Wie wird sich Corona auf der Leinwand in naher Zukunft bemerkbar machen? Wird weniger geküsst und geschlagen?
Ach nein. Wir haben ja schon Gott sei Dank eine Impfung in Reichweite. Danach wird es mit Volldampf weitergehen wie bisher – wenigstens was die Filme betrifft. Aber es ist möglich und vielleicht sogar wünschenswert, dass im Alltag nach Corona Menschen ein bisschen bewusster leben und in der Gesellschaft etwas vorsichtiger agieren, zum Beispiel beim Niesen und beim Husten.

Wie wir Sie kennen, bleiben Sie auch in Jerusalem rastlos. Arbeiten Sie an einem neuen Projekt?
Ich arbeite gegenwärtig am Drehbuch zum wunderbaren Buch «Der wiedergefundene Freund» von Fred Uhlman, dessen Rechte ich vor ungefähr zehn Jahren erworben habe. Es handelt sich um die Freundschaft eines jüdischen Jungen mit einem christlichen Mitschüler der deutschen Aristokratie in der Nazi-Zeit. Eine bewegende Geschichte.

Werden Sie an den Oscarverleihungen, die im April stattfinden sollen, teilnehmen?
Das ist mein Plan. Ich hoffe, dass die Amerikaner Covid-19 bis dann besser unter Kontrolle haben werden.

Sie haben alles im Leben erreicht. Haben Sie noch einen bisher unerfüllten Traum?
Man kann nicht alles im Leben erreichen. Aber man kann sich Ziele setzen, an sie und sich selber glauben – und versuchen, sie zu verwirklichen. Ich habe noch viele Filme im Hinterkopf, die ich gerne realisieren würde.

Auf welchen Ihrer Filme sind Sie am meisten stolz und warum?
All meine Filme sind gewissermassen wie meine Kinder. Jeder Film hat seine Geschichte, mit jedem habe ich eine persönliche Beziehung und von jedem besondere Erinnerungen. Ich bin auf all meine Filme gleich stolz.

Hoffen Sie, dass Sie sich bald schon gegen Corona impfen lassen können?
Sicher. Ich habe da überhaupt keine Bedenken und komme gerne als Erster dran.

Wann hoffen Sie, wieder nach Los Angeles fliegen zu können?
Spätestens im April zur Oscarverleihung.

Was werden Sie dort als Erstes tun, wen zuerst treffen?
Die letzten fünfzig Jahre, wann ich immer nach Los Angeles flog, galt mein erster Besuch stets meinem Freund Kirk Douglas.
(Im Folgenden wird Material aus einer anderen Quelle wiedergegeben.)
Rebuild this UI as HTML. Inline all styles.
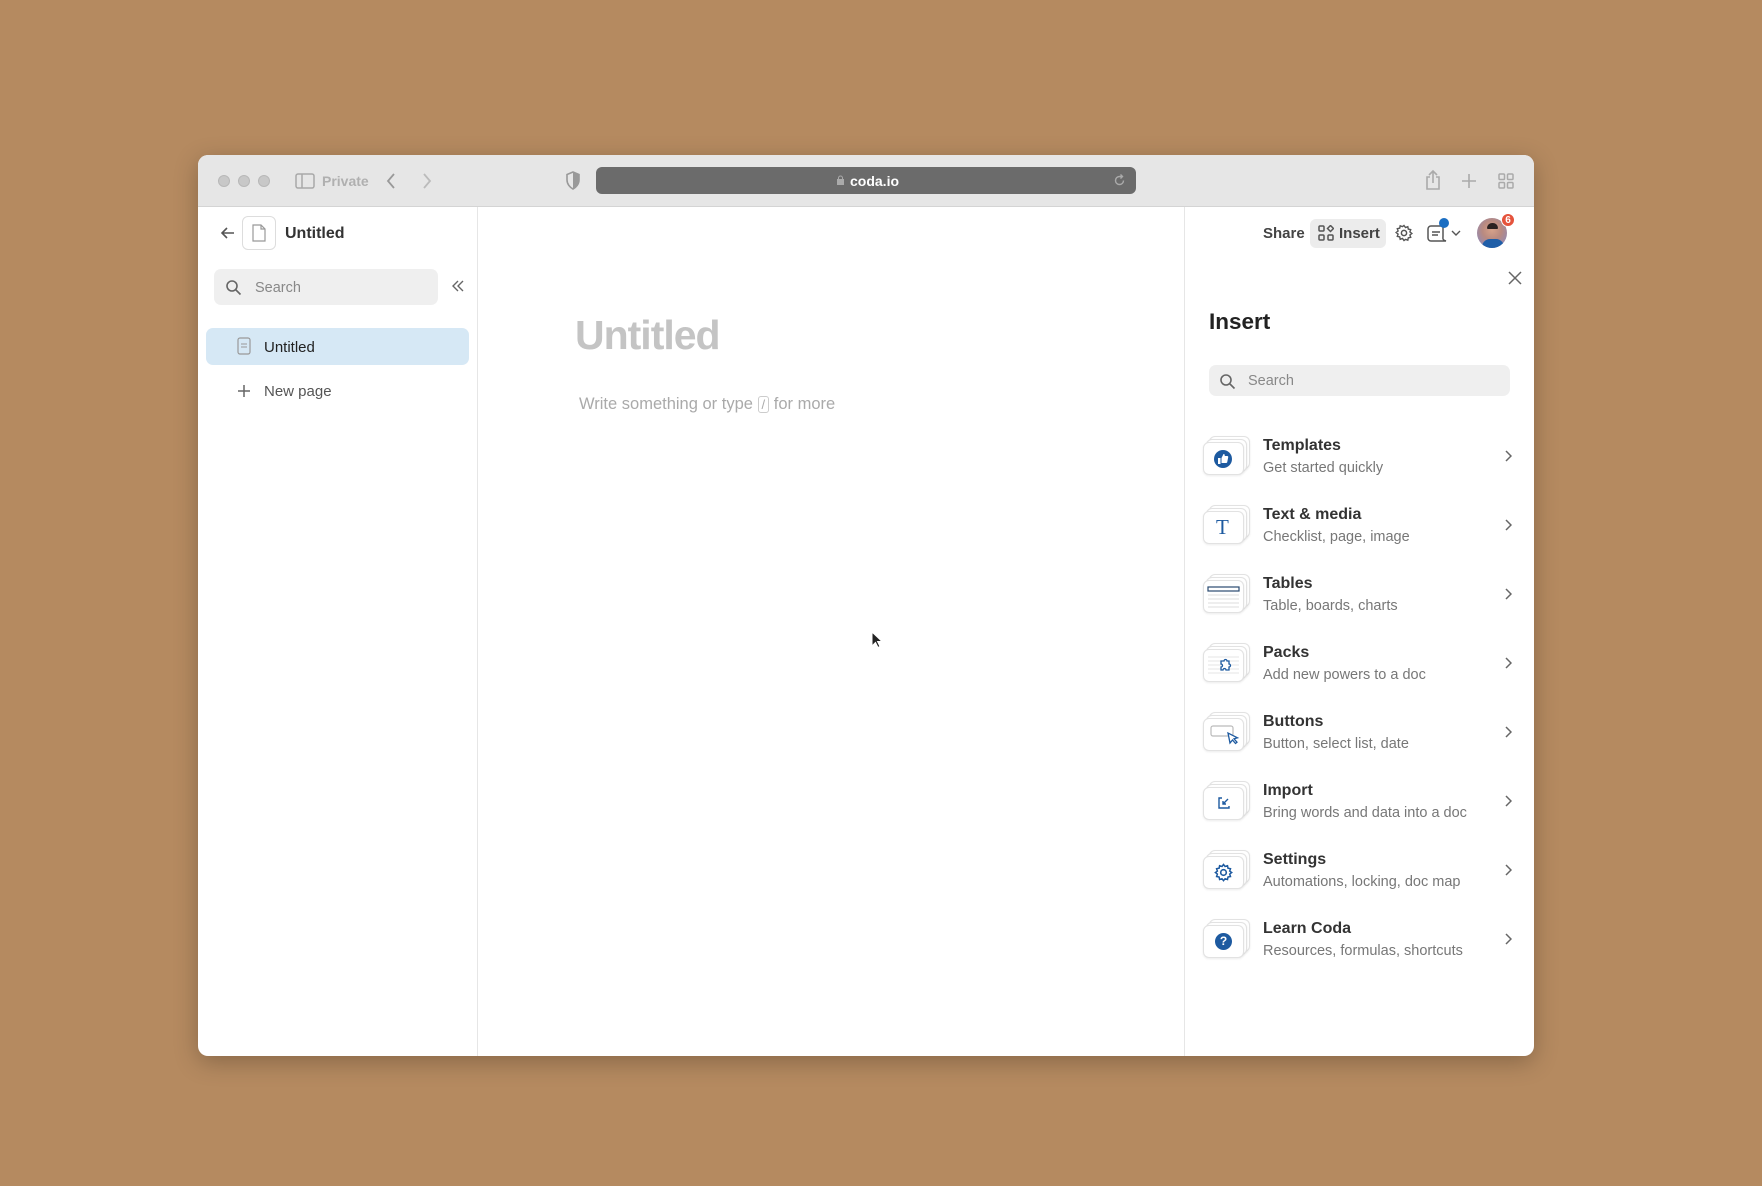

Da er nun physisch leider nicht mehr unter uns weilt, werde ich seine Frau Anne besuchen. Und ich werde ihr traditionellerweise Amaretti mitbringen, nach denen sie süchtig ist.

Wenn Sie auf Ihre reichhaltige Zeit zurückblicken: Was ist der Sinn des Lebens?
Es wäre anmassend von mir, den «Sinn des Lebens» zu definieren. Ich kann aus eigener Erfahrung nur sagen, dass es nichts Erfüllenderes gibt, als für andere Menschen da zu sein und sie zu erfreuen. Und dies vor allem nicht im materiellen Sinn.